Judging by how Walls portrays them in her autobiography, her parents, Rex and Rose Mary Walls, were die-hard nonconformists. They had a complete laissezfaire approach to raising their children, (an approach which allowed young Walls to pet a cheetah at the zoo despite the protests of several zookeepers).  They also rejected expected modern familial norms. For example, they preferred to live on the streets with their family and almost scavenge for their food, as opposed to adopting the usual middle-class routine of regular jobs and rent payments.

Moreover, they rejected any formal education for their children. (Especially Rex, her father, who  believed that a real education came from simply living in the real world instead of reading textbooks.)

These elements in Walls’s upbringing motivated her to seek a better life — one that wasn’t  bound by her mother’s erratic parenting, her father’s alcoholism, or West Virginia’s rural decay.

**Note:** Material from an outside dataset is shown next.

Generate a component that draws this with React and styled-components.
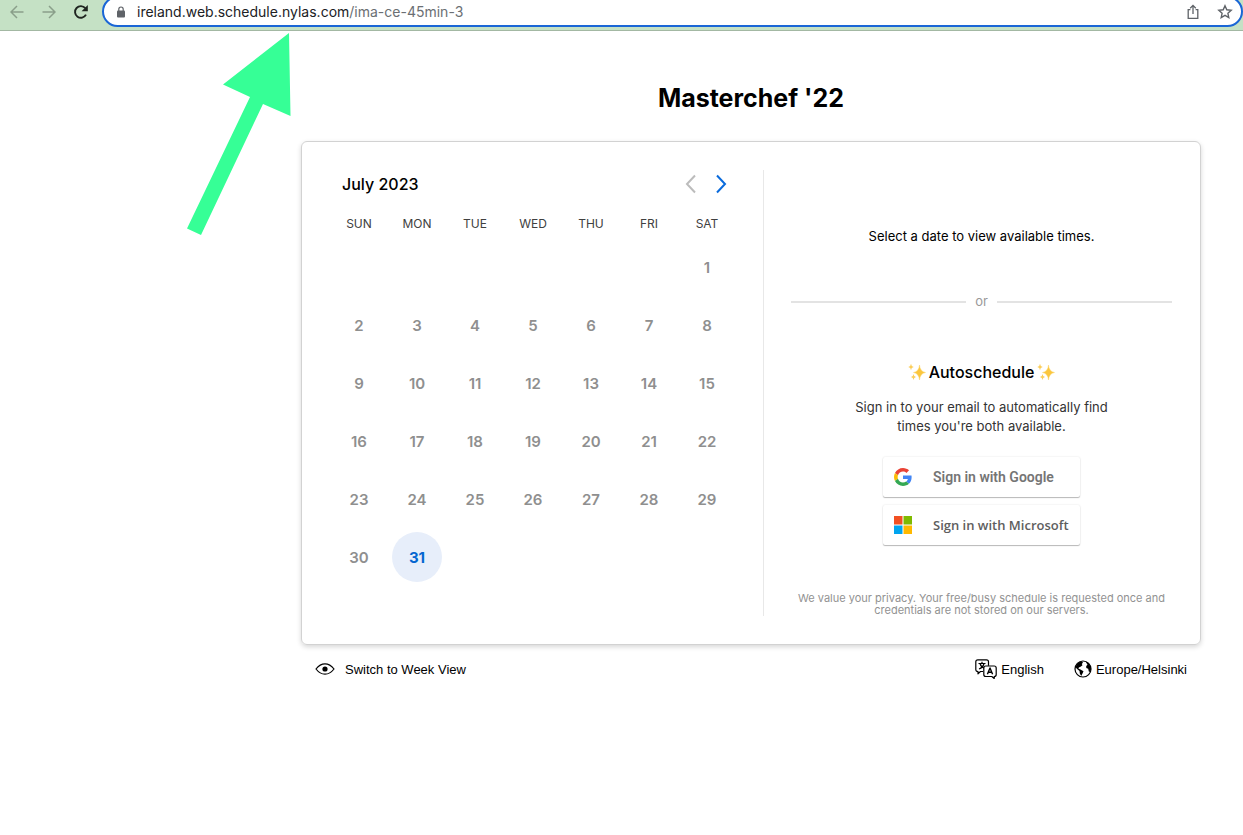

       In 1977, after dropping out of high school in West Virginia during her junior year, Walls moved to New York City with her older sister  Lori, and finished high school. The move was an attempt to escape her abysmal living conditions, while also moving to a city where her different interests and aspirations were appreciated, not gagged into silence. While in New York, Walls worked for an indie newspaper company to bolster her passion for journalism, before becoming a student at Barnard College in 1980.

Walls’s career took flight after she began writing an Intelligencer column; she then turned down a number of job offers from the New York Daily News and the New York Post  before writing gossip for Esquire, and, eventually doing a gossip column (”The Scoop”) for MSNBC.com. Walls’s stint with MSNBC proved to be the pinnacle of her career.  She became best known for outing Matt Drudge (a political commentator), and unearthing several major celebrity scandals. Her book, Dish: The Inside Story of the World of Gossip  became a top seller, yet, it did not outsell her autobiography, The Glass Castle.
The latter book remained on the New York Times’ Bestseller list for seven years, which, if this were even possible, further solidified Walls’s name in the hearts and minds of America’s pop journalism community.

       Jeannette Walls became a pivotal figure in journalism during her 25 years in the gossip industry. She emerged as a woman with power in a decade where the ranks of investigative journalists and exposé reporters offered little gender diversity. Women were often the target of scandalous, and sometimes career-ending, gossip spun into credible slander by powerful male journalists.  Walls challenged the implicit gender bias involved in such reporting by becoming a dominant force as a female reporter in this controversial industry.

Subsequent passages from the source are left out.